Paragraph One - Structure and Form
Where Were You (When the World Stopped Turning) consists of five eight-line stanzas with a chorus which is repeated thrice? It is a lyric poem that expresses the gamut of human reactions to tragedy – sorrow, anger, self-reflection, monumental change, and a revival in religious faith. Thus, to reflect the solemn theme, the rhythm of the song is slow, achieved through long consonants and vowels. An ABCB rhyme scheme has been utilized, along with a variety of rhyme types, including single (sky" and "cry") and off ("alone" and "home"). Jackson has written in a series of simple sentences to ensure his message is clear and uses both first and second person to build a relationship with the audience. The interrogative mood of the verses invites the reader to recall what they were doing when the world was shocked by the "sight of that black smoke rising against that blue sky." By questioning the listener, Jackson again creates a personal connection, asking the audience to reflect on their response to the tragedy. Conversely, the grammatical mood of the chorus is declarative, enabling him to express his own opinion on the topic.

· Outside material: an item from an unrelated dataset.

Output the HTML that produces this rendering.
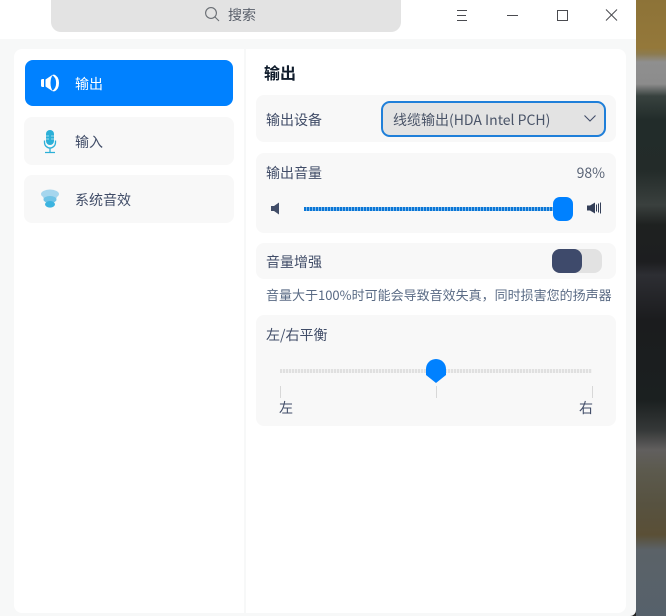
<!DOCTYPE html>
<html lang="zh"><head><meta charset="utf-8"><style>
html,body{margin:0;padding:0;width:666px;height:616px;overflow:hidden;background:#222}
*{box-sizing:border-box}
body{position:relative;font-family:"Noto Sans CJK SC","Liberation Sans",sans-serif;font-size:14px;color:#414d68}
.a{position:absolute}
.t{position:absolute;line-height:20px;white-space:nowrap}
.card{position:absolute;background:#f8f8f8;border-radius:8px}
#wall{left:636px;top:0;width:30px;height:616px;background:linear-gradient(180deg,#8d7338 0,#94783a 48px,#8c7b50 54px,#8f8f8f 62px,#8c8c8c 84px,#38423f 96px,#222c2a 120px,#232b29 170px,#3a403e 205px,#1e2120 225px,#1d1e20 262px,#2d2e33 275px,#1b1c1e 320px,#1b2020 400px,#353838 430px,#615f5e 450px,#5c5a4e 470px,#575240 505px,#5a4f36 535px,#5b6268 550px,#56616b 616px)}
</style></head><body>
<div class="a" id="wall"></div>
<div class="a" style="left:0;top:0;width:636px;height:616px;background:#f7f8f8;border-radius:0 0 6px 0"></div>
<div class="a" style="left:0;top:0;width:636px;height:39px;background:#fff"></div>
<div class="a" style="left:51px;top:0;width:350px;height:32px;background:#e3e3e3;border-radius:0 0 10px 10px"></div>
<svg class="a" style="left:204px;top:6px" width="16" height="16" viewBox="0 0 16 16" fill="none" stroke="#6a6e74" stroke-width="1.1"><circle cx="7" cy="7" r="5.4"/><path d="M11 11l4 4"/></svg>
<div class="t" style="left:228px;top:5px;color:#5a606b">搜索</div>
<svg class="a" style="left:450px;top:0" width="180" height="30" fill="none" stroke="#4a4b50" stroke-width="1"><path d="M7 10.500h10M7 15.500h9M7 20.500h10"/><path d="M57 15.500h11"/><path d="M107.500 10.500h10v10h-10z"/><path d="M156 9.500l11 11M167 9.500l-11 11"/></svg>

<div class="a" style="left:14px;top:49px;width:230px;height:564px;background:#fff;border-radius:8px 0 0 8px"></div>
<div class="a" style="left:246px;top:49px;width:380px;height:564px;background:#fff;border-radius:0 8px 8px 0"></div>

<div class="a" style="left:25px;top:60px;width:208px;height:46px;background:#0081ff;border-radius:8px"></div>
<svg class="a" style="left:40px;top:73px" width="20" height="20" viewBox="0 0 20 20"><path d="M1 7.500Q1 6 2.500 6H4v8H2.500Q1 14 1 12.500z" fill="#fff"/><path d="M5.500 6.500L13 1.500q-2.500 3.500-2.500 8.500t2.500 8.500L5.500 13.500z" fill="#fff"/><path d="M14 1.500q5 1.800 5 8.500t-5 8.500q-1.500-.3-1.500-1 3.600-2 3.600-7.500T12.500 2.500q0-.7 1.500-1z" fill="#fff"/></svg>
<div class="t" style="left:75px;top:74px;color:#fff">输出</div>

<div class="card" style="left:24px;top:117px;width:210px;height:48px"></div>
<svg class="a" style="left:43px;top:130px" width="14" height="24" viewBox="0 0 14 24" fill="none"><rect x="3" y="0" width="8" height="15" rx="4" fill="#2cb0d8"/><path d="M3 6h3M3 9h3M8 6h3M8 9h3" stroke="#bfe7f3" stroke-width=".8"/><path d="M1.500 10.500v2a5.500 5.500 0 0 0 11 0v-2" stroke="#2cb0d8" stroke-width="1.300"/><path d="M7 18v4M2 22.500h10" stroke="#2cb0d8" stroke-width="1.300"/></svg>
<div class="t" style="left:75px;top:132px">输入</div>

<div class="card" style="left:24px;top:175px;width:210px;height:48px"></div>
<svg class="a" style="left:40px;top:189px" width="20" height="20" viewBox="0 0 20 20"><ellipse cx="10" cy="5" rx="9" ry="4.500" fill="#a6d6ee"/><path d="M2 6h16l-2.500 5h-11z" fill="#a6d6ee"/><ellipse cx="10" cy="10.500" rx="6.500" ry="3.500" fill="#70c3e6"/><ellipse cx="10" cy="15.300" rx="5" ry="3.300" fill="#3cb4e0"/></svg>
<div class="t" style="left:75px;top:190px">系统音效</div>

<div class="t" style="left:264px;top:62px;font-size:16px;font-weight:700;color:#101c2c">输出</div>

<div class="card" style="left:256px;top:95px;width:360px;height:47px"></div>
<div class="t" style="left:266px;top:110px">输出设备</div>
<div class="a" style="left:381px;top:101px;width:225px;height:36px;background:#e3e3e3;border:2px solid #1f7fd9;border-radius:9px"></div>
<div class="t" style="left:393px;top:110px;color:#4a5468">线缆输出(HDA Intel PCH)</div>
<svg class="a" style="left:583px;top:114px" width="14" height="10" fill="none" stroke="#414d68" stroke-width="1.100"><path d="M1.500 1.500L7 7l5.500-5.500"/></svg>

<div class="card" style="left:256px;top:153px;width:360px;height:80px"></div>
<div class="t" style="left:266px;top:163px">输出音量</div>
<div class="t" style="right:61px;top:163px;color:#5b6577">98%</div>
<svg class="a" style="left:271px;top:202px" width="10" height="13" viewBox="0 0 10 13"><path d="M0 4h3l5-3.500v12L3 9H0z" fill="#414d68"/></svg>
<div class="a" style="left:304px;top:207px;width:252px;height:4px;background:repeating-linear-gradient(90deg,#0a76d6 0,#0a76d6 2px,#7db8ea 2px,#7db8ea 3px)"></div>
<div class="a" style="left:553px;top:197px;width:20px;height:24px;background:#0081ff;border-radius:7px"></div>
<svg class="a" style="left:587px;top:201px" width="15" height="14" viewBox="0 0 15 14" fill="none"><path d="M0 4.500h3L8 1.500v11L3 9.500H0z" fill="#343f58"/><path d="M9.500 3.500v7M11.500 2.500v9M13.500 1.500v11" stroke="#343f58" stroke-width="1"/></svg>

<div class="card" style="left:256px;top:243px;width:360px;height:36px"></div>
<div class="t" style="left:266px;top:252px">音量增强</div>
<div class="a" style="left:552px;top:249px;width:50px;height:24px;background:#e2e2e2;border-radius:8px"></div>
<div class="a" style="left:552px;top:249px;width:30px;height:24px;background:#3e4a6b;border-radius:8px"></div>
<div class="t" style="left:266px;top:285px;font-size:13px;color:#5a6b85">音量大于100%时可能会导致音效失真，同时损害您的扬声器</div>

<div class="card" style="left:256px;top:315px;width:360px;height:111px"></div>
<div class="t" style="left:266px;top:325px">左/右平衡</div>
<div class="a" style="left:280px;top:369px;width:312px;height:4px;background:repeating-linear-gradient(90deg,#e0e0e0 0,#e0e0e0 2px,#f2f2f2 2px,#f2f2f2 3px)"></div>
<svg class="a" style="left:425px;top:358px" width="22" height="26" viewBox="0 0 22 26"><path d="M1 11a10 10 0 0 1 20 0v6l-10 8-10-8z" fill="#0081ff"/></svg>
<div class="a" style="left:280px;top:386px;width:1px;height:12px;background:#d8d8d8"></div>
<div class="a" style="left:436px;top:386px;width:1px;height:12px;background:#d8d8d8"></div>
<div class="a" style="left:592px;top:386px;width:1px;height:12px;background:#d8d8d8"></div>
<div class="t" style="left:279px;top:398px">左</div>
<div class="t" style="left:579px;top:398px">右</div>
</body></html>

Paragraph Two - Mood and Tone
The song has a solemn and mournful yet optimistic mood. Jackson asks the audience to reflect on the events of September 11 with lines such as "Faith, hope, and love… and the greatest is love," demonstrating his conviction that society will be restored through returning to the traditional values of family, church, and a sense of community. The tone is sympathetic to the plights of those affected by the tragedy whilst also questioning the impact of the tragedy upon peopl...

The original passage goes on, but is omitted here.